Two Afghan prisoners who were held in U.S. custody for at least 14 years at Guantanamo Bay were released from house arrest in Oman, a Taliban spokesperson said yesterday. The two men were held in Guantanamo from 2002 until 2017, when they were transferred to Oman. Rahim Faiez reports for ABC News.

Iran yesterday marked the 45th anniversary of the 1979 Islamic Revolution. Thousands of Iranians marched through Tehran, with crowds waving placards saying “Death to America” and “Death to Israel” and some burning U.S. and Israeli flags, a common practice at pro-government rallies. Multiple high-ranking Iranian officials attended the celebrations, including Iranian President Ebrahim Raisi. Amir Vahdat reports for AP News.

The President of Hungary, Katalin Novak, resigned on Saturday amid public outcry over her decision to pardon a man involved in a sex abuse scandal at a children’s home. Andrew Higgins reports for the New York Times.

The administration of Venezuelan President Nicolás Maduro has arrested human rights activist and lawyer Rocio San Miguel, the government confirmed yesterday. Miguel, 57, specialized in studying Venezuela’s corrupt armed forces. Venezuela’s attorney general wrote on his social media accounts that Miguel has been arrested on charges of conspiracy but did not offer details of the case. AP News reports. 

A Qatari court has released eight former Indian naval officers previously held on death row for unspecified charges. Seven of the men have returned to India, Delhi’s foreign ministry confirmed today. BBC News reports.

Finland elected the center-right politician Andrew Stubb as its new President yesterday, in the first national election since the country joined NATO. Erika Solomon and Johanna Lemola report for the New York Times.

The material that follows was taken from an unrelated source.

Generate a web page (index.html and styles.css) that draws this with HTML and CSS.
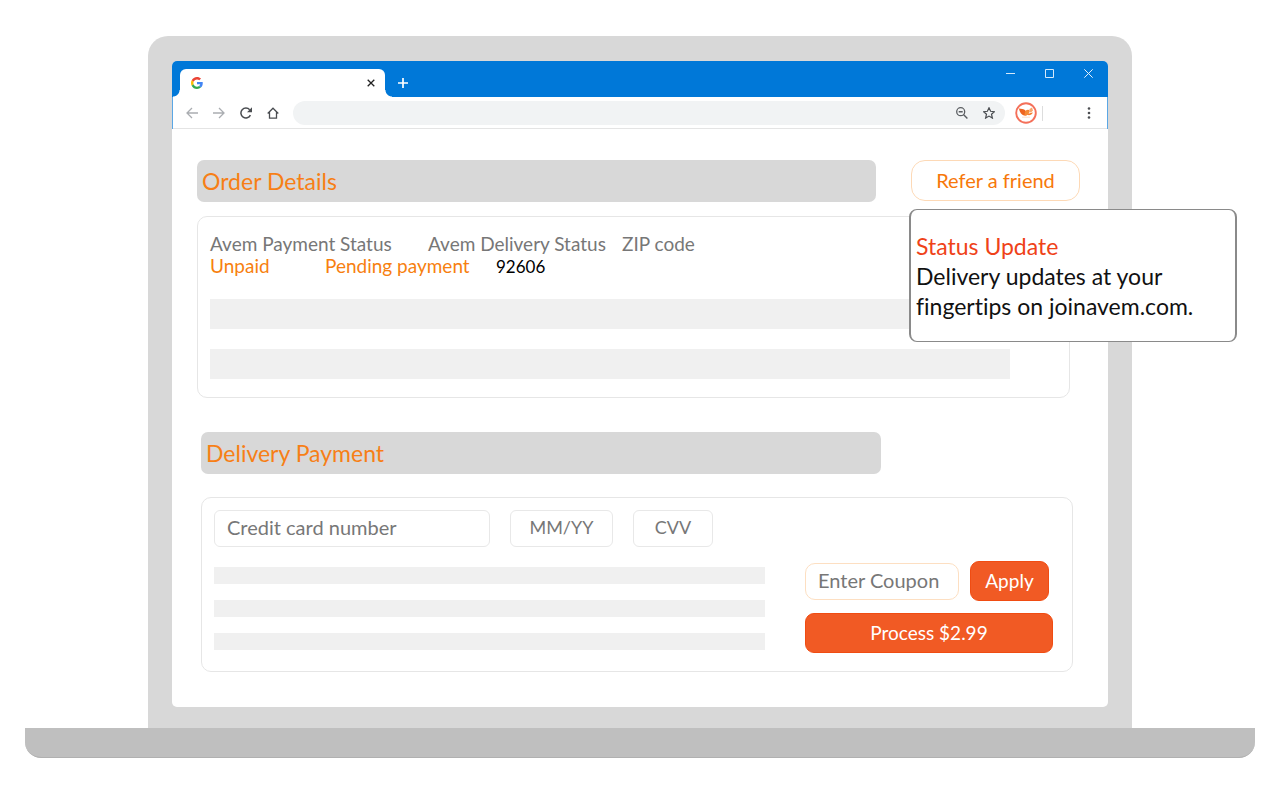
FILE: index.html
```html
<!DOCTYPE html>
<html lang="en">
<head>
<meta charset="utf-8">
<meta name="viewport" content="width=device-width, initial-scale=1">
<title>Avem order details</title>
<link rel="stylesheet" href="styles.css">
</head>
<body>
<div class="laptop">
  <div class="lid">
    <div class="screen">
      <header class="tabstrip">
        <div class="tab">
          <svg class="favicon" width="12" height="12" viewBox="0 0 48 48" aria-hidden="true">
            <path fill="#EA4335" d="M24 9.5c3.5 0 6.700 1.200 9.200 3.600l6.900-6.900C35.900 2.400 30.500 0 24 0 14.600 0 6.500 5.400 2.600 13.200l8 6.200C12.400 13.700 17.700 9.500 24 9.500z"/>
            <path fill="#4285F4" d="M47 24.600c0-1.600-.2-3.100-.4-4.600H24v9h12.900c-.6 3-2.200 5.500-4.700 7.200l7.700 6C44.400 38 47 32 47 24.600z"/>
            <path fill="#FBBC05" d="M10.500 28.600c-.5-1.500-.8-3-.8-4.600s.3-3.100.8-4.600l-8-6.200C.9 16.500 0 20.100 0 24s.9 7.500 2.600 10.800z"/>
            <path fill="#34A853" d="M24 48c6.500 0 11.900-2.100 15.900-5.800l-7.700-6c-2.200 1.500-4.900 2.300-8.200 2.300-6.300 0-11.600-4.200-13.500-9.900l-8 6.200C6.500 42.600 14.600 48 24 48z"/>
          </svg>
          <button class="icon-btn" aria-label="Close tab"><svg width="8" height="8" viewBox="0 0 8 8"><path d="M.7.700l6.600 6.600M7.300.7L.7 7.300" stroke="#222" stroke-width="1.300"/></svg></button>
        </div>
        <button class="icon-btn new-tab" aria-label="New tab"><svg width="10" height="10" viewBox="0 0 10 10"><path d="M5 0v10M0 5h10" stroke="#fff" stroke-width="1.700"/></svg></button>
        <div class="window-controls">
          <button class="icon-btn" aria-label="Minimize"><svg width="9" height="9" viewBox="0 0 9 9"><path d="M0 4.500h9" stroke="#d5e9fa"/></svg></button>
          <button class="icon-btn" aria-label="Maximize"><svg width="9" height="9" viewBox="0 0 9 9"><path d="M.5.500h8v8h-8z" fill="none" stroke="#d5e9fa"/></svg></button>
          <button class="icon-btn" aria-label="Close window"><svg width="9" height="9" viewBox="0 0 9 9"><path d="M.3.300l8.400 8.400M8.700.3L.3 8.700" stroke="#e4f1fc"/></svg></button>
        </div>
      </header>
      <nav class="toolbar" aria-label="Browser">
        <button class="icon-btn" aria-label="Back"><svg width="12" height="12" viewBox="0 0 12 12"><path d="M12 6H1M6 1L1 6l5 5" fill="none" stroke="#aaadb1" stroke-width="1.300"/></svg></button>
        <button class="icon-btn" aria-label="Forward"><svg width="12" height="12" viewBox="0 0 12 12"><path d="M0 6h11M6 1l5 5-5 5" fill="none" stroke="#aaadb1" stroke-width="1.300"/></svg></button>
        <button class="icon-btn" aria-label="Reload"><svg width="12" height="12" viewBox="0 0 12 12"><path d="M10.400 8.200A5 5 0 1 1 9.700 2.700" fill="none" stroke="#4b4e52" stroke-width="1.500"/><path d="M12 .3v5H7z" fill="#4b4e52"/></svg></button>
        <button class="icon-btn" aria-label="Home"><svg width="12" height="12" viewBox="0 0 12 12"><path d="M.7 6.500L6 1.200l5.300 5.300M2.500 5v6.200h7V5" fill="none" stroke="#4b4e52" stroke-width="1.300"/></svg></button>
        <div class="omnibox">
          <input class="address" type="text" aria-label="Address">
          <button class="icon-btn" aria-label="Zoom out"><svg width="12" height="12" viewBox="0 0 12 12"><circle cx="4.700" cy="4.700" r="4" fill="none" stroke="#5b5e62" stroke-width="1.300"/><path d="M2.700 4.700h4M7.700 7.700l3.700 3.700" stroke="#5b5e62" stroke-width="1.400"/></svg></button>
          <button class="icon-btn" aria-label="Bookmark"><svg width="12" height="12" viewBox="0 0 12 12"><path d="M6 .8l1.600 3.500 3.800.4-2.900 2.500.9 3.900L6 9.100l-3.400 2 .9-3.900L.6 4.700l3.800-.4z" fill="none" stroke="#4b4e52" stroke-width="1.200"/></svg></button>
        </div>
        <button class="icon-btn avem" aria-label="Avem"><svg width="22" height="22" viewBox="0 0 22 22"><circle cx="11" cy="11" r="9.800" fill="#fff" stroke="#f4705a" stroke-width="1.900"/><path d="M4 6.500c2 .3 4.500 0 7 2.500 1-1.300 2.500-1.500 3.500-.5-.3 3-2.500 5.500-5 5C6.500 13 4.500 10 4 6.500z" fill="#ee6420"/><path d="M10 9.500c1.500-1.500 3-2 4.500-.5 0 2.500-2 4.500-5 4.500z" fill="#f58a35"/><path d="M14.500 7l2.500-1.500 1 3-2 2-1.500-.5z" fill="#f9a66a"/><path d="M12.500 12.500c1.500-1 3-2 5.500-2-1 2-3 3-5.500 2.500z" fill="#f57b2c"/><path d="M7 15.200h8" stroke="#fbdccb"/></svg></button>
        <span class="divider"></span>
        <button class="icon-btn menu" aria-label="Menu"><svg width="4" height="12" viewBox="0 0 4 12"><g fill="#4b4e52"><circle cx="2" cy="1.500" r="1.300"/><circle cx="2" cy="6" r="1.300"/><circle cx="2" cy="10.500" r="1.300"/></g></svg></button>
      </nav>
      <main class="page">
        <div class="top-row">
          <h1 class="band">Order Details</h1>
          <button class="refer">Refer a friend</button>
        </div>
        <section class="card order">
          <div class="labels"><span>Avem Payment Status</span><span>Avem Delivery Status</span><span>ZIP code</span></div>
          <div class="values"><span>Unpaid</span><span>Pending payment</span><span class="zip">92606</span></div>
          <div class="bar tall first"></div>
          <div class="bar tall"></div>
        </section>
        <div class="payment-section">
          <h2 class="band">Delivery Payment</h2>
          <form class="card payment">
            <div class="fields">
              <input class="field number" type="text" placeholder="Credit card number" aria-label="Credit card number">
              <input class="field expiry" type="text" placeholder="MM/YY" aria-label="MM/YY">
              <input class="field cvv" type="text" placeholder="CVV" aria-label="CVV">
            </div>
            <div class="checkout">
              <div class="summary">
                <div class="bar"></div>
                <div class="bar"></div>
                <div class="bar"></div>
              </div>
              <div class="actions">
                <div class="coupon-row">
                  <input class="field coupon" type="text" placeholder="Enter Coupon" aria-label="Enter Coupon">
                  <button class="primary apply" type="button">Apply</button>
                </div>
                <button class="primary" type="button">Process $2.99</button>
              </div>
            </div>
          </form>
        </div>
      </main>
    </div>
    <aside class="notice">
      <h2 class="notice-title">Status Update</h2>
      <p class="notice-text">Delivery updates at your fingertips on joinavem.com.</p>
    </aside>
  </div>
  <div class="base"></div>
</div>
</body>
</html>
```
FILE: styles.css
```css
* { box-sizing: border-box; }

body {
  margin: 0;
  background: #fff;
  font-family: Lato, sans-serif;
  font-size: 19px;
  font-variant-ligatures: none;
  color: #777;
}

h1, h2, p { margin: 0; font-weight: 400; }
button, input { font: inherit; }
svg { display: block; }

/* Laptop frame */
.laptop { padding: 36px 25px 0; }

.lid {
  position: relative;
  margin: 0 123px;
  padding: 25px 24px 21px;
  background: #d8d8d8;
  border-radius: 20px 20px 0 0;
}

.base {
  height: 30px;
  background: #bfbfbf;
  border-bottom: 1px solid #b0b0b0;
  border-radius: 0 0 16px 16px;
}

.screen {
  background: #fff;
  border-radius: 5px;
  overflow: hidden;
}

/* Browser chrome */
.icon-btn {
  padding: 0;
  border: 0;
  background: none;
}

.tabstrip {
  display: flex;
  align-items: flex-end;
  height: 36px;
  padding-left: 8px;
  background: #0078d8;
}

.tab {
  position: relative;
  display: flex;
  align-items: center;
  justify-content: space-between;
  width: 205px;
  height: 28px;
  padding: 0 10px 0 11px;
  background: #fff;
  border-radius: 6px 6px 0 0;
}

.tab::before,
.tab::after {
  content: "";
  position: absolute;
  bottom: 0;
  width: 7px;
  height: 7px;
}

.tab::before {
  right: 100%;
  background: radial-gradient(circle at 0 0, #0078d8 6px, #fff 7px);
}

.tab::after {
  left: 100%;
  background: radial-gradient(circle at 100% 0, #0078d8 6px, #fff 7px);
}

.new-tab { padding: 0 13px 9px; }

.window-controls {
  display: flex;
  align-self: flex-start;
  gap: 30px;
  margin-left: auto;
  padding: 8px 15px 0 0;
}

.toolbar {
  display: flex;
  align-items: center;
  gap: 15px;
  height: 32px;
  padding: 0 16px 0 13px;
  border: solid #5ba7e5;
  border-width: 0 1px;
  box-shadow: inset 0 -1px #e4e4e4;
}

.omnibox {
  display: flex;
  flex: 1;
  align-items: center;
  gap: 15px;
  height: 24px;
  margin-left: -1px;
  padding-right: 10px;
  background: #f1f3f4;
  border-radius: 12px;
}

.address {
  flex: 1;
  min-width: 0;
  height: 24px;
  padding: 0 12px;
  border: 0;
  background: none;
  font-size: 13px;
}

.avem { margin: 0 -10px 0 -5px; }
.divider { width: 1px; height: 15px; background: #ddd; }
.menu { margin-left: 29px; }

/* Page */
.page { padding: 31px 28px 35px 25px; }

.top-row { display: flex; gap: 35px; }

.band {
  flex: 1;
  height: 42px;
  padding-left: 5px;
  background: #d8d8d8;
  border-radius: 7px;
  color: #f77f16;
  font-size: 23px;
  line-height: 42px;
}

.refer {
  width: 169px;
  height: 41px;
  padding: 0 0 2px;
  border: 1px solid #fdd9b6;
  border-radius: 14px;
  background: #fff;
  color: #f7780b;
  font-size: 20px;
}

.card {
  border: 1px solid #e6e6e6;
  border-radius: 10px;
}

.order {
  margin: 14px 10px 0 0;
  padding: 16px 59px 18px 12px;
}

.labels,
.values {
  display: grid;
  align-items: baseline;
  line-height: 22px;
}

.labels { grid-template-columns: 218px 194px auto; }

.values {
  grid-template-columns: 115px 171px auto;
  color: #f7800f;
}

.zip { color: #000; font-size: 17px; }

.bar { height: 17px; background: #f0f0f0; }
.tall { height: 30px; }
.first { margin: 21px 0 20px; }

.payment-section { margin: 34px 7px 0 4px; }
.payment-section .band { width: 78%; }

.payment { margin-top: 23px; padding: 12px 19px 18px 12px; }

.fields { display: flex; gap: 20px; }

.field {
  min-width: 0;
  height: 37px;
  padding: 0 12px 3px;
  border: 1px solid #e8e8e8;
  border-radius: 6px;
  background: #fff;
  font-size: 20px;
}

.field::placeholder { color: #777; opacity: 1; }
.number { width: 276px; }
.expiry { width: 103px; font-size: 18px; text-align: center; }
.cvv { width: 80px; font-size: 18px; text-align: center; }

.checkout {
  display: flex;
  justify-content: space-between;
  gap: 40px;
  margin-top: 14px;
}

.summary {
  display: flex;
  flex: 1;
  flex-direction: column;
  gap: 16px;
  padding-top: 6px;
}

.actions {
  display: flex;
  flex-direction: column;
  gap: 12px;
  width: 248px;
}

.coupon-row {
  display: flex;
  align-items: center;
  gap: 11px;
}

.coupon {
  width: 154px;
  border-color: #fddfc2;
  border-radius: 10px;
}

.primary {
  height: 40px;
  padding: 0 0 2px;
  border: 1px solid #f04c12;
  border-radius: 9px;
  background: #f15a24;
  color: #fff;
}

.apply { width: 79px; }

/* Notification over the screen edge */
.notice {
  position: absolute;
  top: 173px;
  right: -105px;
  width: 328px;
  padding: 21px 10px 20px 5px;
  background: #fff;
  border: solid #8a8a8a;
  border-width: 1px 2px;
  border-radius: 8px;
  color: #111;
  font-size: 23px;
  line-height: 30px;
}

.notice-title { color: #ef4218; font-size: 23px; }
```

Russian forces are using Elon Musk’s SpaceX satellite system near the front line in occupied areas of Ukraine, Kyiv’s military intelligence said. The system, known as Starlink, has enabled Ukrainian forces to communicate via secure chat apps without relying on radio signals, which could be intercepted. In response, Musk said, “A number of false news reports claim that SpaceX is selling Starlink terminals to Russia. To the best of our knowledge, no Starlinks have been sold directly or indirectly to Russia.” Ian Lovett and Micah Maidenberg report for the Wall Street Journal.


Defense Secretary Lloyd Austin was hospitalized again yesterday, this time “to be seen for symptoms suggesting an emergent bladder issue,” the Pentagon announced. A statement by hospital doctors last night said Austin’s “cancer prognosis remains excellent” but “at this time, it is not clear how long Secretary Austin will remain hospitalized.” Rebecca Falconer reports for Axios.


Former President Trump is expected to attend a hearing by District Judge Aileen Cannon today over his classified documents case. Attorneys are expected to address issues surrounding the classified materials, arising out of Trump’s alleged refusal to return hundreds of classified documents after leaving office and thwarting government efforts to return them. The hearing will be under seal and held in a Sensitive Compartmented Information Facility, a secure room for viewing highly-classified materials. Trump’s co-defendants, Walt Nuata and Carlos De Oliveira, will not attend. Laura Romero and Katherine Faulders report for ABC News. (The hearing arrangements are pursuant to an order from Judge Cannon earlier this month.)